**The task:** Below are the records; collect from them each line containing the string "code".

**Input:**
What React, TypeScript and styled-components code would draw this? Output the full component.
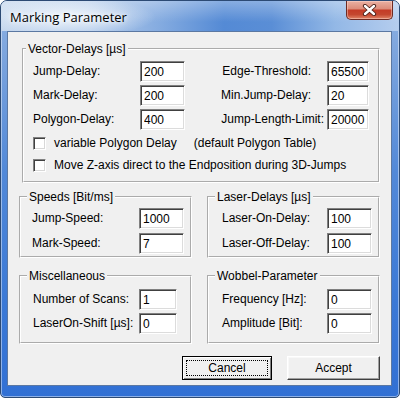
import React from "react";
import styled, { createGlobalStyle } from "styled-components";

const GlobalStyle = createGlobalStyle`
  html, body {
    margin: 0;
    padding: 0;
    background: #ffffff;
  }
  body {
    font-family: "Liberation Sans", Arial, sans-serif;
    font-size: 12px;
    color: #000;
  }
`;

// window frame (aero-ish blue glass)
const Window = styled.div`
  width: 400px;
  height: 398px;
  box-sizing: border-box;
  display: flex;
  flex-direction: column;
  border: 1px solid #2c4a74;
  border-radius: 7px 7px 5px 5px;
  overflow: hidden;
  background: linear-gradient(
    180deg,
    #8fb2e2 0px,
    #7aa3dd 60px,
    #5289d8 170px,
    #3b79d6 300px,
    #3170d4 398px
  );
  box-shadow: inset 0 0 0 1px rgba(255, 255, 255, 0.45);
`;

const TitleBar = styled.div`
  height: 30px;
  flex: none;
  display: flex;
  align-items: center;
  justify-content: space-between;
  padding-left: 9px;
  background:
    linear-gradient(180deg, rgba(255, 255, 255, 0.3) 0%, rgba(255, 255, 255, 0) 70%),
    radial-gradient(ellipse 90px 20px at 65px 16px, rgba(240, 246, 252, 0.95) 0%, rgba(240, 246, 252, 0) 100%),
    linear-gradient(
      90deg,
      #c4d6ed 0%,
      #b3cbea 22%,
      #84abe0 40%,
      #548ad5 56%,
      #5a8ed6 68%,
      #93b8e6 84%,
      #b5cdee 100%
    );
`;

const Title = styled.span`
  font-family: "Open Sans", "Liberation Sans", sans-serif;
  font-size: 13px;
  color: #000;
  margin-top: 1px;
  text-shadow: 0 0 4px #fff, 0 0 8px #fff;
`;

const CloseButton = styled.div`
  align-self: flex-start;
  width: 47px;
  height: 19px;
  margin-right: 6px;
  box-sizing: border-box;
  display: flex;
  align-items: center;
  justify-content: center;
  border: 1px solid #6e2a22;
  border-top: none;
  border-radius: 0 0 5px 5px;
  background: linear-gradient(
    180deg,
    #eab1a3 0%,
    #dd8d7b 42%,
    #c43c27 52%,
    #c4472f 75%,
    #e08467 100%
  );
  box-shadow: inset 0 0 0 1px rgba(255, 220, 210, 0.45);
`;

const Client = styled.div`
  flex: 1;
  margin: 0 7px 11px 6px;
  border: 1px solid #5b78a2;
  background: #f0f0f0;
  padding: 0 11px;
  display: flex;
  flex-direction: column;
`;

const Group = styled.fieldset<{ $inset?: boolean }>`
  margin: 0;
  padding: 0;
  min-width: 0;
  border: 2px groove #ffffff;
  ${(p) => (p.$inset ? "margin: 10px 0 0 3px;" : "")}
`;

const Legend = styled.legend<{ $shift: number }>`
  padding: 0 2px;
  margin-left: ${(p) => p.$shift}px;
  font-size: 12px;
  line-height: 14px;
  white-space: nowrap;
`;

const GroupBody = styled.div<{ $pad: string }>`
  padding: ${(p) => p.$pad};
`;

const VectorGrid = styled.div`
  display: grid;
  grid-template-columns: 107px 45px 1fr 42px;
  grid-auto-rows: 21px;
  row-gap: 3px;
  align-items: center;
`;

const PairGrid = styled.div<{ $input: number; $gap: number }>`
  display: grid;
  grid-template-columns: 1fr ${(p) => p.$input}px;
  grid-auto-rows: 21px;
  row-gap: ${(p) => p.$gap}px;
  align-items: center;
`;

const Label = styled.span<{ $right?: number }>`
  white-space: nowrap;
  line-height: 21px;
  ${(p) =>
    p.$right !== undefined
      ? `text-align: right; padding-right: ${p.$right}px;`
      : ""}
`;

const Field = styled.input`
  box-sizing: border-box;
  width: 100%;
  height: 21px;
  margin: 0;
  padding: 0 3px;
  border: 1px solid;
  border-color: #808080 #ffffff #ffffff #808080;
  box-shadow: inset 1px 1px 0 #404040, inset -1px -1px 0 #dcdcdc;
  background: #fff;
  font-family: "Liberation Sans", Arial, sans-serif;
  font-size: 12px;
  color: #000;
  outline: none;
`;

const CheckList = styled.div`
  display: flex;
  flex-direction: column;
  gap: 4px;
  margin-top: 4px;
`;

const CheckRow = styled.label`
  display: flex;
  align-items: center;
  height: 18px;
  gap: 8px;
  white-space: nowrap;
`;

const CheckBox = styled.input`
  appearance: none;
  margin: 0;
  width: 13px;
  height: 13px;
  box-sizing: border-box;
  border: 1px solid;
  border-color: #808080 #ffffff #ffffff #808080;
  box-shadow: inset 1px 1px 0 #404040, inset -1px -1px 0 #d8d8d8;
  background: #fff;
`;

const Note = styled.span`
  margin-left: 9px;
`;

const Split = styled.div<{ $top: number }>`
  display: grid;
  grid-template-columns: 1fr 1fr;
  column-gap: 15px;
  margin-top: ${(p) => p.$top}px;
`;

const ButtonRow = styled.div`
  display: flex;
  justify-content: flex-end;
  gap: 15px;
  margin-top: 12px;
`;

const Button = styled.button<{ $width: number; $focus?: boolean }>`
  width: ${(p) => p.$width}px;
  height: 24px;
  margin: 0;
  padding: 0;
  font-family: "Liberation Sans", Arial, sans-serif;
  font-size: 12px;
  color: #000;
  background: #f0f0f0;
  border: 1px solid;
  border-color: ${(p) =>
    p.$focus ? "#000" : "#ffffff #404040 #404040 #ffffff"};
  box-shadow: ${(p) =>
    p.$focus
      ? "inset 1px 1px 0 #fff, inset -1px -1px 0 #808080"
      : "inset -1px -1px 0 #a0a0a0, inset 1px 1px 0 #f8f8f8"};
  ${(p) => (p.$focus ? "outline: 1px dotted #000; outline-offset: -5px;" : "")}
`;

const CloseGlyph = () => (
  <svg width="15" height="12" viewBox="0 0 15 12">
    <path
      d="M3 2 L12 10 M12 2 L3 10"
      stroke="#4a2018"
      strokeWidth="4.2"
      strokeLinecap="round"
    />
    <path
      d="M3 2 L12 10 M12 2 L3 10"
      stroke="#ffffff"
      strokeWidth="2.4"
      strokeLinecap="round"
    />
  </svg>
);

const vectorRows = [
  ["Jump-Delay:", "200", "Edge-Threshold:", "65500", 16],
  ["Mark-Delay:", "200", "Min.Jump-Delay:", "20", 16],
  ["Polygon-Delay:", "400", "Jump-Length-Limit:", "20000", 3],
] as const;

type Pair = { label: string; value: string };

const PairGroup: React.FC<{
  title: string;
  shift: number;
  pad: string;
  input: number;
  gap: number;
  rows: Pair[];
}> = ({ title, shift, pad, input, gap, rows }) => (
  <Group>
    <Legend $shift={shift}>{title}</Legend>
    <GroupBody $pad={pad}>
      <PairGrid $input={input} $gap={gap}>
        {rows.map((r) => (
          <React.Fragment key={r.label}>
            <Label>{r.label}</Label>
            <Field readOnly defaultValue={r.value} />
          </React.Fragment>
        ))}
      </PairGrid>
    </GroupBody>
  </Group>
);

export default function App() {
  return (
    <>
      <GlobalStyle />
      <Window>
        <TitleBar>
          <Title>Marking Parameter</Title>
          <CloseButton>
            <CloseGlyph />
          </CloseButton>
        </TitleBar>

        <Client>
          <Group $inset>
            <Legend $shift={2}>Vector-Delays [µs]</Legend>
            <GroupBody $pad="5px 9px 7px 9px">
              <VectorGrid>
                {vectorRows.map(([l1, v1, l2, v2, gap]) => (
                  <React.Fragment key={l1}>
                    <Label>{l1}</Label>
                    <Field readOnly defaultValue={v1} />
                    <Label $right={gap}>{l2}</Label>
                    <Field readOnly defaultValue={v2} />
                  </React.Fragment>
                ))}
              </VectorGrid>
              <CheckList>
                <CheckRow>
                  <CheckBox type="checkbox" />
                  <span>variable Polygon Delay</span>
                  <Note>(default Polygon Table)</Note>
                </CheckRow>
                <CheckRow>
                  <CheckBox type="checkbox" />
                  <span>Move Z-axis direct to the Endposition during 3D-Jumps</span>
                </CheckRow>
              </CheckList>
            </GroupBody>
          </Group>

          <Split $top={7}>
            <PairGroup
              title="Speeds [Bit/ms]"
              shift={6}
              pad="4px 6px 2px 11px"
              input={45}
              gap={4}
              rows={[
                { label: "Jump-Speed:", value: "1000" },
                { label: "Mark-Speed:", value: "7" },
              ]}
            />
            <PairGroup
              title="Laser-Delays [µs]"
              shift={6}
              pad="4px 6px 2px 13px"
              input={45}
              gap={4}
              rows={[
                { label: "Laser-On-Delay:", value: "100" },
                { label: "Laser-Off-Delay:", value: "100" },
              ]}
            />
          </Split>

          <Split $top={11}>
            <PairGroup
              title="Miscellaneous"
              shift={6}
              pad="6px 13px 8px 12px"
              input={38}
              gap={3}
              rows={[
                { label: "Number of Scans:", value: "1" },
                { label: "LaserOn-Shift [µs]:", value: "0" },
              ]}
            />
            <PairGroup
              title="Wobbel-Parameter"
              shift={6}
              pad="6px 6px 8px 13px"
              input={45}
              gap={3}
              rows={[
                { label: "Frequency [Hz]:", value: "0" },
                { label: "Amplitude [Bit]:", value: "0" },
              ]}
            />
          </Split>

          <ButtonRow>
            <Button $width={90} $focus>
              Cancel
            </Button>
            <Button $width={93}>Accept</Button>
          </ButtonRow>
        </Client>
      </Window>
    </>
  );
}
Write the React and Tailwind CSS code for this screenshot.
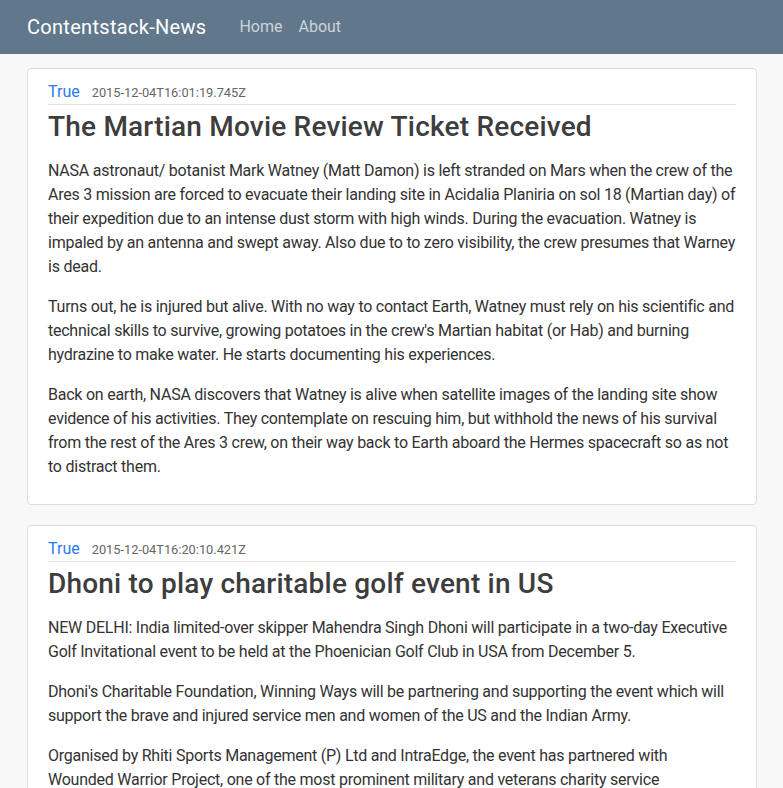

**Exercise solution:**
What React, TypeScript and styled-components code would draw this? Output the full component.
Write the React and Tailwind CSS code for this screenshot.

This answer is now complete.